= E-Material =

E-Material, also called E Material, is a metal matrix composite consisting of beryllium matrix with beryllium oxide particles. It has high thermal conductivity (210-230 W/m K), and its thermal expansion can be adjusted to match other materials, e.g. silicon and gallium arsenide chips and various ceramics. It is chiefly used in microelectronics as substrate for power semiconductor devices and high density multi-chip modules, where it aids with removal of waste heat. E-materials have low weight and high strength, making them especially suitable for aerospace technology. Their high elastic modulus is favorable for absorbing vibrations and lowering material fatigue of attached modules and wire bonds.

Several variants exist:

- E-20, containing 80 vol.% of beryllium and 20 vol.% (25.8-32.25 w.%) beryllium oxide. Its thermal conductivity is 210 W/(m·K). Its thermal expansion coefficient is 8.7. Its density at 25 °C is 2.045 g/cm^{3}.
- E-40, containing 60 vol.% of beryllium and 40 vol.% (49.5-54.8 w.%) beryllium oxide. Its thermal conductivity is 220 W/(m·K). Its thermal expansion coefficient is 7.5. Its density at 25 °C is 2.277 g/cm^{3}.
- E-60, containing 40 vol.% of beryllium and 60 vol.% (69.4-73.2 w.%) beryllium oxide. Its thermal conductivity is 230 W/(m·K). Its thermal expansion coefficient is 6.1. Its density at 25 °C is 2.513 g/cm^{3}.

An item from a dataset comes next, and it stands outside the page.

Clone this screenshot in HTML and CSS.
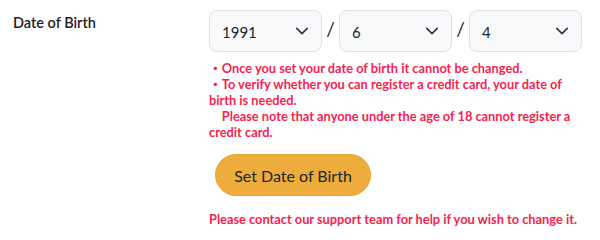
FILE: index.html
```html
<!DOCTYPE html>
<html lang="en">
<head>
<meta charset="utf-8">
<link rel="stylesheet" href="styles.css">
</head>
<body>
<div class="row">
  <div class="label">Date of Birth</div>
  <div class="field">
    <div class="selects">
      <div class="select"><span>1991</span><svg class="chev" viewBox="0 0 16 16"><path d="M2 5l6 6 6-6" fill="none" stroke="#343a40" stroke-width="2" stroke-linecap="round" stroke-linejoin="round"/></svg></div>
      <span class="sep">/</span>
      <div class="select"><span>6</span><svg class="chev" viewBox="0 0 16 16"><path d="M2 5l6 6 6-6" fill="none" stroke="#343a40" stroke-width="2" stroke-linecap="round" stroke-linejoin="round"/></svg></div>
      <span class="sep">/</span>
      <div class="select"><span>4</span><svg class="chev" viewBox="0 0 16 16"><path d="M2 5l6 6 6-6" fill="none" stroke="#343a40" stroke-width="2" stroke-linecap="round" stroke-linejoin="round"/></svg></div>
    </div>
    <p class="note">・Once you set your date of birth it cannot be changed.<br>・To verify whether you can register a credit card, your date of birth is needed.<br>　Please note that anyone under the age of 18 cannot register a credit card.</p>
    <button class="btn">Set Date of Birth</button>
    <p class="note contact">Please contact our support team for help if you wish to change it.</p>
  </div>
</div>
</body>
</html>
```

FILE: styles.css
```css
html, body {
  margin: 0;
  padding: 0;
  background: #fff;
}
body {
  font-family: Lato, "Noto Sans CJK JP", sans-serif;
  color: #212529;
}
.row {
  display: flex;
  padding-top: 10px;
}
.label {
  width: 196px;
  padding-left: 13px;
  padding-top: 1px;
  font-size: 14.5px;
  font-weight: 600;
  line-height: 24px;
  color: #1f2328;
}
.field {
  display: flex;
  flex-direction: column;
  align-items: flex-start;
  width: 374px;
}
.selects {
  display: flex;
  align-items: center;
}
.select {
  box-sizing: border-box;
  width: 113px;
  height: 42px;
  border: 1px solid #dee2e6;
  border-radius: 8px;
  background: #f8f9fa;
  display: flex;
  align-items: center;
  justify-content: space-between;
  padding: 2px 12px 0 12px;
  font-size: 15px;
  color: #212529;
}
.chev {
  width: 14px;
  height: 14px;
  margin-top: -2px;
}
.sep {
  width: 17px;
  text-align: center;
  font-size: 19px;
  color: #212529;
  margin-top: -6px;
}
.note {
  margin: 8px 0 0 0;
  font-size: 12.8px;
  font-weight: 700;
  line-height: 16px;
  color: #f5244f;
}
.btn {
  margin: 14px 0 0 6px;
  width: 156px;
  height: 42px;
  border-radius: 21px;
  border: 1px solid #e8a636;
  background: #eeac3c;
  font-family: Lato, sans-serif;
  font-size: 16px;
  color: #212529;
  padding: 0;
}
.contact {
  margin-top: 15px;
  white-space: nowrap;
}
```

E-materials are prepared by impact grinding and then hot isostatic pressing into a block. The block is then sliced to cards, sawn to required shape, polished, machined, and optionally plated with e.g. nickel, cadmium, chrome, silver, copper, or gold. Without coatings, the corrosion resistance of E-materials is similar to aluminium.

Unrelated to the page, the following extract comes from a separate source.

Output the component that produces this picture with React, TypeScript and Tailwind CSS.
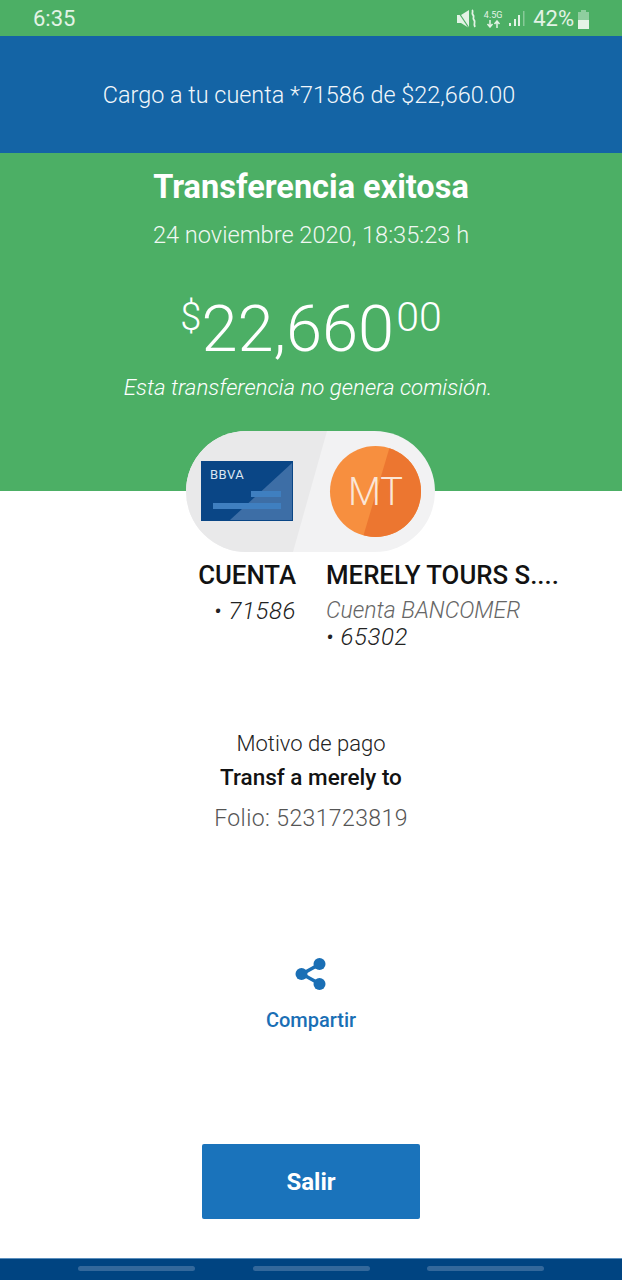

E-materials are used in aerospace technology, e.g. as laminated multi-chip modules in Iridium and Globalstar satellites, as heat sinks, and in avionics of F-22 Raptor, F-16 Fighting Falcon, F/A-18 Hornet, and the Joint Strike Fighter. It is also used in SEM-E modules and printed wiring boards.

Care has to be taken during machining and handling of E-materials, as beryllium and its compounds are toxic.

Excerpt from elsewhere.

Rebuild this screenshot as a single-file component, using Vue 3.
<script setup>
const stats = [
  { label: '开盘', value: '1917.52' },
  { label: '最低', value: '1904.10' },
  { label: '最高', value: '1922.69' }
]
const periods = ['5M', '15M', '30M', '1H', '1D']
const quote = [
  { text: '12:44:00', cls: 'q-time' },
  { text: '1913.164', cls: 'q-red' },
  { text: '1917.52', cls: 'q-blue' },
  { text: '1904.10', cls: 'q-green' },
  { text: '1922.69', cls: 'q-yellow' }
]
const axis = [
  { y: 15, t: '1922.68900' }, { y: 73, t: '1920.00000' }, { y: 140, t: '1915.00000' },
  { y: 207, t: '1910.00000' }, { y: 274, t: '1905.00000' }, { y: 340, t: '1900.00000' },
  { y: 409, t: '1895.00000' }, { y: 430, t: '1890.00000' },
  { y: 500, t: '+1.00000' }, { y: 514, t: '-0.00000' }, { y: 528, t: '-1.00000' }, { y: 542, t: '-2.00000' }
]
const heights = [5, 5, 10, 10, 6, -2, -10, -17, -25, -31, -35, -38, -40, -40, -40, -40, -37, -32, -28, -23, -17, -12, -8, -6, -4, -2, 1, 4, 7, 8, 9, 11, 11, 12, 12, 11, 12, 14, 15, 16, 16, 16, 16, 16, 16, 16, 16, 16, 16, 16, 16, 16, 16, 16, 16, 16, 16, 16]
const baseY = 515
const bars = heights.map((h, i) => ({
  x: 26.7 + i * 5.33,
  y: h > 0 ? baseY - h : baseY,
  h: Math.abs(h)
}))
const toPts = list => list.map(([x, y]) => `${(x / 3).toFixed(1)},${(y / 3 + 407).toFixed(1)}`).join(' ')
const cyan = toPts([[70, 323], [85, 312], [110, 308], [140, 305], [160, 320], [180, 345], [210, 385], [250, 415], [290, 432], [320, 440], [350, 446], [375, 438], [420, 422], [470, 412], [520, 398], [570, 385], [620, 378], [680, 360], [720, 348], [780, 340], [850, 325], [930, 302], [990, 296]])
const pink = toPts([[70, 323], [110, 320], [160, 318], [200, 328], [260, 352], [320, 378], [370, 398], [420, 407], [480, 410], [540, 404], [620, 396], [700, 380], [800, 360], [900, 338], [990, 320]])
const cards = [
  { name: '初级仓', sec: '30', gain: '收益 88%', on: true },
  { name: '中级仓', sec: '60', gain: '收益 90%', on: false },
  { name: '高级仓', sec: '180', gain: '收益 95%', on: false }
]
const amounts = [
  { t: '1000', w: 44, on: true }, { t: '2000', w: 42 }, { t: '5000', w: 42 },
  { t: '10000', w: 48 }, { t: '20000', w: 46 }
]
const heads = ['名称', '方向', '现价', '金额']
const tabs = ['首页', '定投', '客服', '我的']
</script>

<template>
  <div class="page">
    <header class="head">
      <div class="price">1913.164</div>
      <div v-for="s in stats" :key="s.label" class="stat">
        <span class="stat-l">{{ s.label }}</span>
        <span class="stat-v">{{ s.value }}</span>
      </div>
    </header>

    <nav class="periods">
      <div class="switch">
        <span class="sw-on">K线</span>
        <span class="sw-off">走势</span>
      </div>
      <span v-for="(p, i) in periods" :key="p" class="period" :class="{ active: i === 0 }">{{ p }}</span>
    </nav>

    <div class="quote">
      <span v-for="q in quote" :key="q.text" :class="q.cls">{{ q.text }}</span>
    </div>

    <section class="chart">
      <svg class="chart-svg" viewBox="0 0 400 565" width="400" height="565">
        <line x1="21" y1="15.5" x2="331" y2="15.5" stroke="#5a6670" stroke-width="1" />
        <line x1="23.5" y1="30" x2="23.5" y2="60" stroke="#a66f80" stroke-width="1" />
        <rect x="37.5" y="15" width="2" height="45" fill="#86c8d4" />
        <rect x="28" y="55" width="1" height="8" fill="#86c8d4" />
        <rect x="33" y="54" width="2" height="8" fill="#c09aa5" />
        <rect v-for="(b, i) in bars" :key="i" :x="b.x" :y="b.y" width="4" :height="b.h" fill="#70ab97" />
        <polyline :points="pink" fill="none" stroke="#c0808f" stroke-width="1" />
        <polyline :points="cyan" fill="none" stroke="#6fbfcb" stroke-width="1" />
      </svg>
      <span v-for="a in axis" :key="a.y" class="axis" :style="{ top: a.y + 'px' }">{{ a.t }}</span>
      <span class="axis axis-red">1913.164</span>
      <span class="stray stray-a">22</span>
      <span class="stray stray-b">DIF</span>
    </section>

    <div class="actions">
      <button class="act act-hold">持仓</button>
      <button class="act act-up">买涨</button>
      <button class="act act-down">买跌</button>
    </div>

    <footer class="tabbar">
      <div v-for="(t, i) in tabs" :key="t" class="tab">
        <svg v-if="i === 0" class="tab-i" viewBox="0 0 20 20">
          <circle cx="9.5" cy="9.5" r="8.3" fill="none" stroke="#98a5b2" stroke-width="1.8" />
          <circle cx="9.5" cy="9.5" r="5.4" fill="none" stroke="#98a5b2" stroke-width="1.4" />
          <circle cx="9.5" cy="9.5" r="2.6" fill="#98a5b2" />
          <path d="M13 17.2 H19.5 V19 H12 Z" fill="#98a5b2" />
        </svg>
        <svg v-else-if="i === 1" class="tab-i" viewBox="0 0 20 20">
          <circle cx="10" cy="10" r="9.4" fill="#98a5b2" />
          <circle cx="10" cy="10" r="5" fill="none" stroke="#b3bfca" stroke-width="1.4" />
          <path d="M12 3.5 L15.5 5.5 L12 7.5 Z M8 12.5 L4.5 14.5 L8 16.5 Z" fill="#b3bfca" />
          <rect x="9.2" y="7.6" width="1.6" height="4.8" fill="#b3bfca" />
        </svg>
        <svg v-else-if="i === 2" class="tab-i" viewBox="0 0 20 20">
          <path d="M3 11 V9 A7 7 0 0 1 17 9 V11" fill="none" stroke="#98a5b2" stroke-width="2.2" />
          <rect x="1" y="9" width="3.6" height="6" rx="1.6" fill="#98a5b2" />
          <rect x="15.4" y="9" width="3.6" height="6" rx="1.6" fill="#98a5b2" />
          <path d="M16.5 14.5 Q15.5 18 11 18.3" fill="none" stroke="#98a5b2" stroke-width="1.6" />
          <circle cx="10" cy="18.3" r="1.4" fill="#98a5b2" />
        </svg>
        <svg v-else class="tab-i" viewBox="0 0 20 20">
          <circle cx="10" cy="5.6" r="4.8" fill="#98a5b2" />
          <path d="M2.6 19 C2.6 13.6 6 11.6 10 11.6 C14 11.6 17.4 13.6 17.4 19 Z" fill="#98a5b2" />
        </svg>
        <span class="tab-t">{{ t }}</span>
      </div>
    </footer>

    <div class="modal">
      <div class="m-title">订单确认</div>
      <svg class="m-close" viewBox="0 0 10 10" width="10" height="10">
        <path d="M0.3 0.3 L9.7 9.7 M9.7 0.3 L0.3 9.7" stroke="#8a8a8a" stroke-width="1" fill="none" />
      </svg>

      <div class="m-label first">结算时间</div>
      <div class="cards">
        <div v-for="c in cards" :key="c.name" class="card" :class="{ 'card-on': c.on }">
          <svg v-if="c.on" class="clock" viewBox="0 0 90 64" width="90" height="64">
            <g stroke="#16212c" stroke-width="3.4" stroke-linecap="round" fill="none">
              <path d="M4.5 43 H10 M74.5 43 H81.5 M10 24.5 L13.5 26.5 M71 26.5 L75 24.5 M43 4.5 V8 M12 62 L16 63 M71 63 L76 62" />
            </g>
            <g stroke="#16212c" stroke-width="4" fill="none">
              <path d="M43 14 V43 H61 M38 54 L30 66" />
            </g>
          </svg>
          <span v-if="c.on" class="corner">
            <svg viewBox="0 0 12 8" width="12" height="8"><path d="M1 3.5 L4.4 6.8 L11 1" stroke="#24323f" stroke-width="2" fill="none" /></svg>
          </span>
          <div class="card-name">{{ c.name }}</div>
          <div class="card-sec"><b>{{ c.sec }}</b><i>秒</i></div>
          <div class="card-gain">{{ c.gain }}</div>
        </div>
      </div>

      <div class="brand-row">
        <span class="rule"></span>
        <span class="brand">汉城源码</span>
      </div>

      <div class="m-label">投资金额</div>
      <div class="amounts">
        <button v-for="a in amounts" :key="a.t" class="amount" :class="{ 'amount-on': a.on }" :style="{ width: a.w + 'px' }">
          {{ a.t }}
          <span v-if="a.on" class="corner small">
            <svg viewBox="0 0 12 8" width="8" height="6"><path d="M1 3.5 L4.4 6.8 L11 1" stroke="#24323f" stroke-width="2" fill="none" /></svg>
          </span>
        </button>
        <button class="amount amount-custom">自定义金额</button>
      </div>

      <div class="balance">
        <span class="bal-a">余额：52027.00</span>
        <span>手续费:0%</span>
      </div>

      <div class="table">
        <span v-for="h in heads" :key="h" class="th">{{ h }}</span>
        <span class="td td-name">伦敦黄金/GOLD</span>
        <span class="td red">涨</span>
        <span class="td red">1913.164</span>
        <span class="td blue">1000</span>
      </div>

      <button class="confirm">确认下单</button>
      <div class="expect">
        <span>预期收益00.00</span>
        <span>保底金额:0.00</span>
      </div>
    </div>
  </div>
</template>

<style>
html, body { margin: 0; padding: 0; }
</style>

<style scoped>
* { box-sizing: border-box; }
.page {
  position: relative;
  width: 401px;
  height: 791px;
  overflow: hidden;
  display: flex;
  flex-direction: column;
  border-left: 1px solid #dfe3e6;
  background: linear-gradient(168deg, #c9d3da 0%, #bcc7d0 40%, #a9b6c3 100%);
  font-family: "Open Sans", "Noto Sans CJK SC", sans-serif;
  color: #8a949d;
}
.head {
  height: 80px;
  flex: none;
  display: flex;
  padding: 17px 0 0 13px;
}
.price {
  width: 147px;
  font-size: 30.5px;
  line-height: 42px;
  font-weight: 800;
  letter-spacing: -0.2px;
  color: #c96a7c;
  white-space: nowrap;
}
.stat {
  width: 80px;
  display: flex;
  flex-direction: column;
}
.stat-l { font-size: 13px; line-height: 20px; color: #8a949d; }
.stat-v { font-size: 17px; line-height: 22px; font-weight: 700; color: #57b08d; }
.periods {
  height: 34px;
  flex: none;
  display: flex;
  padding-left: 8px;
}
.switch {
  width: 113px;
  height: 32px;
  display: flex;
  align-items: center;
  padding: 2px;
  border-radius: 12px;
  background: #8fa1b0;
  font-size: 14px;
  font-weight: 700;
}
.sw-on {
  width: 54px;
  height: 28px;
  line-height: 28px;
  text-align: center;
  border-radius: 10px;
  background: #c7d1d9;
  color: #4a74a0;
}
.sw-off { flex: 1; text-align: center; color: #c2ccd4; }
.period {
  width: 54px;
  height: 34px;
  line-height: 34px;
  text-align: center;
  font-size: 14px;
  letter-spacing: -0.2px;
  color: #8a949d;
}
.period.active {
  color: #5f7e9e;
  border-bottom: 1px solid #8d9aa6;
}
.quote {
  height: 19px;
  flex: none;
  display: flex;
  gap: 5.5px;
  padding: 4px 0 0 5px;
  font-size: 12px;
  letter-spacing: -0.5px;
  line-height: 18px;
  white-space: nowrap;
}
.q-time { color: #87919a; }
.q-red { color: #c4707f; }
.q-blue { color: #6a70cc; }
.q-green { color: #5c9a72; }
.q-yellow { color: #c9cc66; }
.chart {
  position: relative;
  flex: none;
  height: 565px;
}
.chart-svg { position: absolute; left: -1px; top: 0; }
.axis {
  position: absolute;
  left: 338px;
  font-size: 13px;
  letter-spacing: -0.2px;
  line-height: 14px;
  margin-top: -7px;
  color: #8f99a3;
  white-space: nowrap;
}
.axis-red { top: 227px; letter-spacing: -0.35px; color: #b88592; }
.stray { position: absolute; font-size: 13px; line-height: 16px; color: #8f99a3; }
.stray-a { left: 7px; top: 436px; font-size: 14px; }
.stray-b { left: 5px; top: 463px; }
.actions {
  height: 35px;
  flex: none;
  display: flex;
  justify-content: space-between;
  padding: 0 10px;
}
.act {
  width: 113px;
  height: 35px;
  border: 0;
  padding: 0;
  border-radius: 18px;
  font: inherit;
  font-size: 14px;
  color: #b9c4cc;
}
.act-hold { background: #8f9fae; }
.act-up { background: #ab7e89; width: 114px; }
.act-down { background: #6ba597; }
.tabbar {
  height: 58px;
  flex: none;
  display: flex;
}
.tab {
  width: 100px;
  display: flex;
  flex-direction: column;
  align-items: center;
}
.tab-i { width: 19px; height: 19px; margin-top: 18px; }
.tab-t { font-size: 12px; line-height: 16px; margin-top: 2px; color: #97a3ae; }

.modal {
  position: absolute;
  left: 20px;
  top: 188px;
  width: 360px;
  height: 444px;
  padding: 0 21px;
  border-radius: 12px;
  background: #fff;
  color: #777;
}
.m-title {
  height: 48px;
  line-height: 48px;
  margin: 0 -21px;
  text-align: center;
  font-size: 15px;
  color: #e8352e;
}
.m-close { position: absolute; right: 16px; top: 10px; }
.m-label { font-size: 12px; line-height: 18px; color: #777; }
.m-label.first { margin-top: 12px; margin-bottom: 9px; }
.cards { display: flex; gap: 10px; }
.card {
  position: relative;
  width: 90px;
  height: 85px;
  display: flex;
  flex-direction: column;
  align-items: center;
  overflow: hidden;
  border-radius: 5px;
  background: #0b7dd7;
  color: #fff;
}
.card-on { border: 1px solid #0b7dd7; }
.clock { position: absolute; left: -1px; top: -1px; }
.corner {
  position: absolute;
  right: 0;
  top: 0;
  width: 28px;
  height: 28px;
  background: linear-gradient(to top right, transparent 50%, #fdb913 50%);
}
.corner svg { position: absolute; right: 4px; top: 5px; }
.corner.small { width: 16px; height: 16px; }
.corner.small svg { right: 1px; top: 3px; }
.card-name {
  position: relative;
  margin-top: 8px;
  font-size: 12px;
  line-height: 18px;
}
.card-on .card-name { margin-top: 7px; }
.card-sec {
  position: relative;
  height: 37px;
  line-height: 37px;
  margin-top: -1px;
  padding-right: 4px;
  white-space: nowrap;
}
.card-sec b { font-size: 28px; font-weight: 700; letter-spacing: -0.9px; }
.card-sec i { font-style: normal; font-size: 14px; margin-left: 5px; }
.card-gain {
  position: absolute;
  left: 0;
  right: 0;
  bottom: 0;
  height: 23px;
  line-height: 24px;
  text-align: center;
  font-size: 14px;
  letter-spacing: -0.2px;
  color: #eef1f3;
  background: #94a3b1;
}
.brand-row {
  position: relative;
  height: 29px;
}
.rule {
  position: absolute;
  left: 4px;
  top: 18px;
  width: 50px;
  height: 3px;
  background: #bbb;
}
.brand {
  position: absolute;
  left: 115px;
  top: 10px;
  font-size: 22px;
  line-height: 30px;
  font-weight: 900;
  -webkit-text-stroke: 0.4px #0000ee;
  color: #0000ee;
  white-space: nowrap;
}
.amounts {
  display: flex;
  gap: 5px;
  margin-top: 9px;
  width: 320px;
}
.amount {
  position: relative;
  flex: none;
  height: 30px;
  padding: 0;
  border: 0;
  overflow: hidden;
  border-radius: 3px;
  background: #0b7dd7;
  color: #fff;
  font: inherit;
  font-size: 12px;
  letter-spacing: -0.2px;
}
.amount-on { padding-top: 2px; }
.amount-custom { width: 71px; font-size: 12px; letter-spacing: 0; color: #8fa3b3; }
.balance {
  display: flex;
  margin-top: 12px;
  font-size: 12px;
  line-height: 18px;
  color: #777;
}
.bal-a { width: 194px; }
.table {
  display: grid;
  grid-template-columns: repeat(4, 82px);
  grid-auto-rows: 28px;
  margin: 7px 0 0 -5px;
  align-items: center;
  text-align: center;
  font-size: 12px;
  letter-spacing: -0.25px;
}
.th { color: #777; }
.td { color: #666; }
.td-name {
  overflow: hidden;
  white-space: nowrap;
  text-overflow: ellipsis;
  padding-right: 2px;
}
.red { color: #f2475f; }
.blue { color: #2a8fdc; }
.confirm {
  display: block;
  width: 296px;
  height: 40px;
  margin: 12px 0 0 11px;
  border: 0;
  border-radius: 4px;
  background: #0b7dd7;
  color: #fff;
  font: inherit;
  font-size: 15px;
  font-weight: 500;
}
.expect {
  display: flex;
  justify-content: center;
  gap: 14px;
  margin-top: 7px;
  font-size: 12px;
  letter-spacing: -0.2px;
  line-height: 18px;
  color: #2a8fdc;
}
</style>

Gold-tin and gold-germanium alloys can be used for brazing with kovar or CuMo and other electronics packaging alloys.

A similar material is Dymalloy, with copper-silver alloy instead of beryllium and diamond instead of beryllium oxide, or AlSiC, aluminium with silicon carbide. Other materials are copper reinforced with carbon fiber, diamond-reinforced aluminium, reinforced carbon-carbon, and pyrolytic graphite.

Another similar material is AlBeMet®, a metal-matrix composite of aluminium and beryllium.